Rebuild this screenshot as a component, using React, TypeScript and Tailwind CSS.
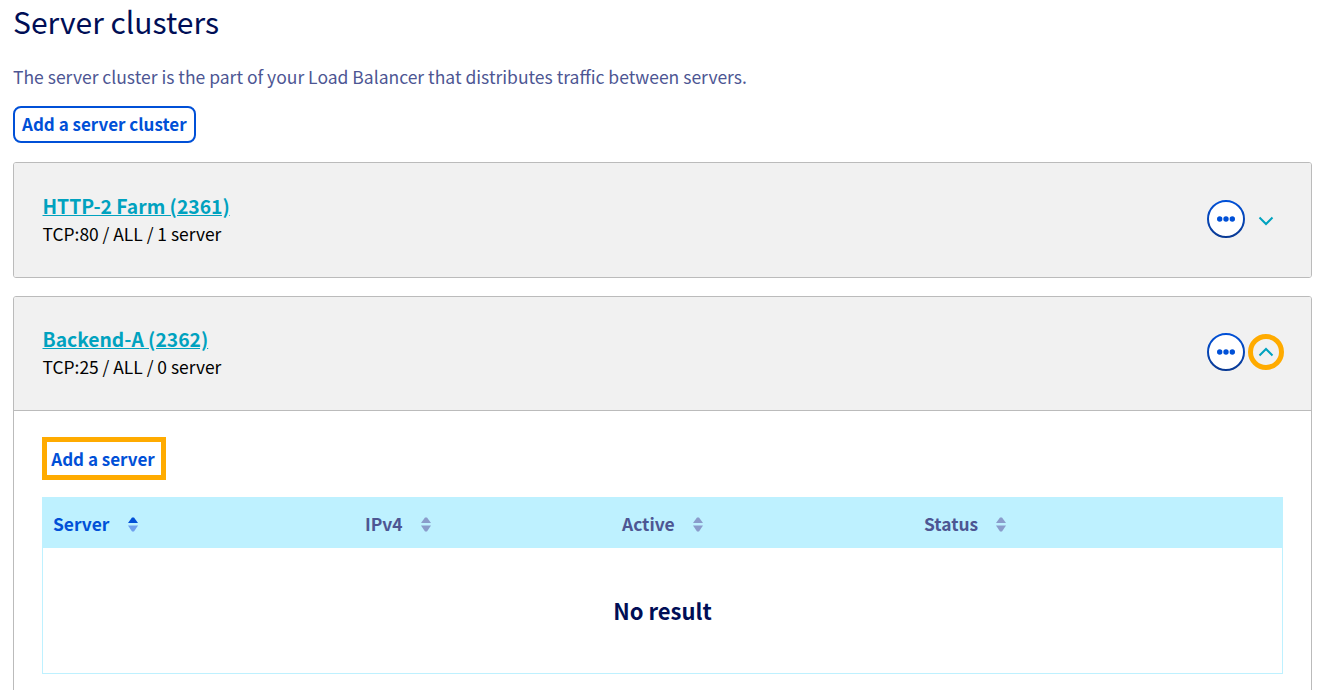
const font = { fontFamily: '"Noto Sans CJK SC", "Noto Sans", sans-serif' };

function SortIcon({ active = false }: { active?: boolean }) {
  const top = active ? "#0050d7" : "#8a9ccb";
  const bottom = active ? "#6ea0ee" : "#8a9ccb";
  return (
    <svg width="10" height="15" viewBox="0 0 10 15" className={active ? "shrink-0 mt-[1px] ml-[1px]" : "shrink-0 mt-[1px]"}>
      <path d="M4 0.5 H6 L10 6 H0 Z" fill={top} />
      <path d="M0 8.5 H10 L6 14.5 H4 Z" fill={bottom} />
    </svg>
  );
}

function MoreButton({ id }: { id: string }) {
  return (
    <svg width="38" height="38" viewBox="0 0 38 38" className="shrink-0">
      <defs>
        <linearGradient id={id} x1="0" y1="0" x2="0" y2="1">
          <stop offset="0" stopColor="#0050d7" />
          <stop offset="1" stopColor="#0a3a94" />
        </linearGradient>
      </defs>
      <circle cx="19" cy="19" r="18" fill="#ffffff" stroke={`url(#${id})`} strokeWidth="2" />
      <circle cx="12.7" cy="19" r="2.7" fill="#0050d7" />
      <circle cx="19" cy="19" r="2.7" fill="#0050d7" />
      <circle cx="25.3" cy="19" r="2.7" fill="#0050d7" />
    </svg>
  );
}

function Chevron({ up = false }: { up?: boolean }) {
  return (
    <svg width="16" height="10" viewBox="0 0 16 10" fill="none" className={up ? "" : "mt-[5px]"}>
      <path d={up ? "M1.5 8.5 L8 2 L14.5 8.5" : "M1.5 1.5 L8 8 L14.5 1.5"} stroke="#00a2bf" strokeWidth="2" />
    </svg>
  );
}

function CardHeader({ title, sub, id, open = false }: { title: string; sub: string; id: string; open?: boolean }) {
  return (
    <div className={open ? "h-[113px] bg-[#f1f1f1] flex items-center pl-[28.5px] pr-[27px]" : "h-[114px] bg-[#f1f1f1] flex items-center pl-[28.5px] pr-[27px]"}>
      <div className="flex-1 -mt-[1px]">
        <div className="text-[19.3px] leading-[28px] font-semibold text-[#00a2bf] underline">{title}</div>
        <div className="text-[17.4px] leading-[28px] text-black">{sub}</div>
      </div>
      <div className={open ? "flex items-center gap-[3px] -mt-[3px]" : "flex items-center gap-[3px] -mt-[3px]"}>
        <MoreButton id={id} />
        <div className={open ? "w-[36px] h-[36px] rounded-full border-[5px] border-[#ffab00] flex items-center justify-center" : "w-[36px] h-[36px] flex items-center justify-center"}>
          <Chevron up={open} />
        </div>
      </div>
    </div>
  );
}

export default function App() {
  const cols = [
    { label: "Server", w: "w-[312px]", active: true },
    { label: "IPv4", w: "w-[257px]" },
    { label: "Active", w: "w-[302px]" },
    { label: "Status", w: "flex-1" },
  ];
  return (
    <div style={font} className="h-[690px] overflow-hidden bg-white pl-[13px] pr-[11px]">
      <h1 className="text-[30px] leading-[42px] text-[#000e56] font-normal">Server clusters</h1>
      <p className="mt-[22px] text-[17.5px] leading-[26px] text-[#4d5693]">
        The server cluster is the part of your Load Balancer that distributes traffic between servers.
      </p>
      <button className="mt-[16px] h-[37px] px-[7px] pb-[2px] rounded-[8px] border-2 border-[#0050d7] text-[17px] font-semibold text-[#0050d7] bg-white block">
        Add a server cluster
      </button>
      <div className="mt-[19px] rounded-[3px] border border-[#bbbbbb] overflow-hidden">
        <CardHeader id="g1" title="HTTP-2 Farm (2361)" sub="TCP:80 / ALL / 1 server" />
      </div>
      <div className="mt-[18px] rounded-[3px] border border-[#bbbbbb] overflow-hidden h-[500px]">
        <CardHeader id="g2" title="Backend-A (2362)" sub="TCP:25 / ALL / 0 server" open />
        <div className="border-t border-[#bbbbbb] bg-white pl-[28px] pr-[28px] pt-[26px]">
          <button className="h-[43px] w-[124px] border-[5px] border-[#ffab00] pr-[2px] text-[17px] font-semibold text-[#0050d7] bg-white block">
            Add a server
          </button>
          <div className="mt-[17px]">
            <div className="h-[51px] bg-[#bef1ff] flex items-center pl-[11px] pt-[3px]">
              {cols.map((c) => (
                <div key={c.label} className={`${c.w} flex items-center gap-[18px]`}>
                  <span className={c.active ? "text-[17.4px] font-semibold text-[#0050d7]" : "text-[17.4px] font-semibold text-[#4d5693]"}>{c.label}</span>
                  <SortIcon active={c.active} />
                </div>
              ))}
            </div>
            <div className="h-[126px] border border-t-0 border-[#bef1ff] flex items-center justify-center">
              <span className="text-[22px] font-semibold text-[#000e56]">No result</span>
            </div>
          </div>
        </div>
      </div>
    </div>
  );
}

##########

*Given task*. The listing above needs to be output again exactly. Don't include the pictures.

*Response for this exercise*.
Rebuild this screenshot as a component, using React, TypeScript and Tailwind CSS.
const font = { fontFamily: '"Noto Sans CJK SC", "Noto Sans", sans-serif' };

function SortIcon({ active = false }: { active?: boolean }) {
  const top = active ? "#0050d7" : "#8a9ccb";
  const bottom = active ? "#6ea0ee" : "#8a9ccb";
  return (
    <svg width="10" height="15" viewBox="0 0 10 15" className={active ? "shrink-0 mt-[1px] ml-[1px]" : "shrink-0 mt-[1px]"}>
      <path d="M4 0.5 H6 L10 6 H0 Z" fill={top} />
      <path d="M0 8.5 H10 L6 14.5 H4 Z" fill={bottom} />
    </svg>
  );
}

function MoreButton({ id }: { id: string }) {
  return (
    <svg width="38" height="38" viewBox="0 0 38 38" className="shrink-0">
      <defs>
        <linearGradient id={id} x1="0" y1="0" x2="0" y2="1">
          <stop offset="0" stopColor="#0050d7" />
          <stop offset="1" stopColor="#0a3a94" />
        </linearGradient>
      </defs>
      <circle cx="19" cy="19" r="18" fill="#ffffff" stroke={`url(#${id})`} strokeWidth="2" />
      <circle cx="12.7" cy="19" r="2.7" fill="#0050d7" />
      <circle cx="19" cy="19" r="2.7" fill="#0050d7" />
      <circle cx="25.3" cy="19" r="2.7" fill="#0050d7" />
    </svg>
  );
}

function Chevron({ up = false }: { up?: boolean }) {
  return (
    <svg width="16" height="10" viewBox="0 0 16 10" fill="none" className={up ? "" : "mt-[5px]"}>
      <path d={up ? "M1.5 8.5 L8 2 L14.5 8.5" : "M1.5 1.5 L8 8 L14.5 1.5"} stroke="#00a2bf" strokeWidth="2" />
    </svg>
  );
}

function CardHeader({ title, sub, id, open = false }: { title: string; sub: string; id: string; open?: boolean }) {
  return (
    <div className={open ? "h-[113px] bg-[#f1f1f1] flex items-center pl-[28.5px] pr-[27px]" : "h-[114px] bg-[#f1f1f1] flex items-center pl-[28.5px] pr-[27px]"}>
      <div className="flex-1 -mt-[1px]">
        <div className="text-[19.3px] leading-[28px] font-semibold text-[#00a2bf] underline">{title}</div>
        <div className="text-[17.4px] leading-[28px] text-black">{sub}</div>
      </div>
      <div className={open ? "flex items-center gap-[3px] -mt-[3px]" : "flex items-center gap-[3px] -mt-[3px]"}>
        <MoreButton id={id} />
        <div className={open ? "w-[36px] h-[36px] rounded-full border-[5px] border-[#ffab00] flex items-center justify-center" : "w-[36px] h-[36px] flex items-center justify-center"}>
          <Chevron up={open} />
        </div>
      </div>
    </div>
  );
}

export default function App() {
  const cols = [
    { label: "Server", w: "w-[312px]", active: true },
    { label: "IPv4", w: "w-[257px]" },
    { label: "Active", w: "w-[302px]" },
    { label: "Status", w: "flex-1" },
  ];
  return (
    <div style={font} className="h-[690px] overflow-hidden bg-white pl-[13px] pr-[11px]">
      <h1 className="text-[30px] leading-[42px] text-[#000e56] font-normal">Server clusters</h1>
      <p className="mt-[22px] text-[17.5px] leading-[26px] text-[#4d5693]">
        The server cluster is the part of your Load Balancer that distributes traffic between servers.
      </p>
      <button className="mt-[16px] h-[37px] px-[7px] pb-[2px] rounded-[8px] border-2 border-[#0050d7] text-[17px] font-semibold text-[#0050d7] bg-white block">
        Add a server cluster
      </button>
      <div className="mt-[19px] rounded-[3px] border border-[#bbbbbb] overflow-hidden">
        <CardHeader id="g1" title="HTTP-2 Farm (2361)" sub="TCP:80 / ALL / 1 server" />
      </div>
      <div className="mt-[18px] rounded-[3px] border border-[#bbbbbb] overflow-hidden h-[500px]">
        <CardHeader id="g2" title="Backend-A (2362)" sub="TCP:25 / ALL / 0 server" open />
        <div className="border-t border-[#bbbbbb] bg-white pl-[28px] pr-[28px] pt-[26px]">
          <button className="h-[43px] w-[124px] border-[5px] border-[#ffab00] pr-[2px] text-[17px] font-semibold text-[#0050d7] bg-white block">
            Add a server
          </button>
          <div className="mt-[17px]">
            <div className="h-[51px] bg-[#bef1ff] flex items-center pl-[11px] pt-[3px]">
              {cols.map((c) => (
                <div key={c.label} className={`${c.w} flex items-center gap-[18px]`}>
                  <span className={c.active ? "text-[17.4px] font-semibold text-[#0050d7]" : "text-[17.4px] font-semibold text-[#4d5693]"}>{c.label}</span>
                  <SortIcon active={c.active} />
                </div>
              ))}
            </div>
            <div className="h-[126px] border border-t-0 border-[#bef1ff] flex items-center justify-center">
              <span className="text-[22px] font-semibold text-[#000e56]">No result</span>
            </div>
          </div>
        </div>
      </div>
    </div>
  );
}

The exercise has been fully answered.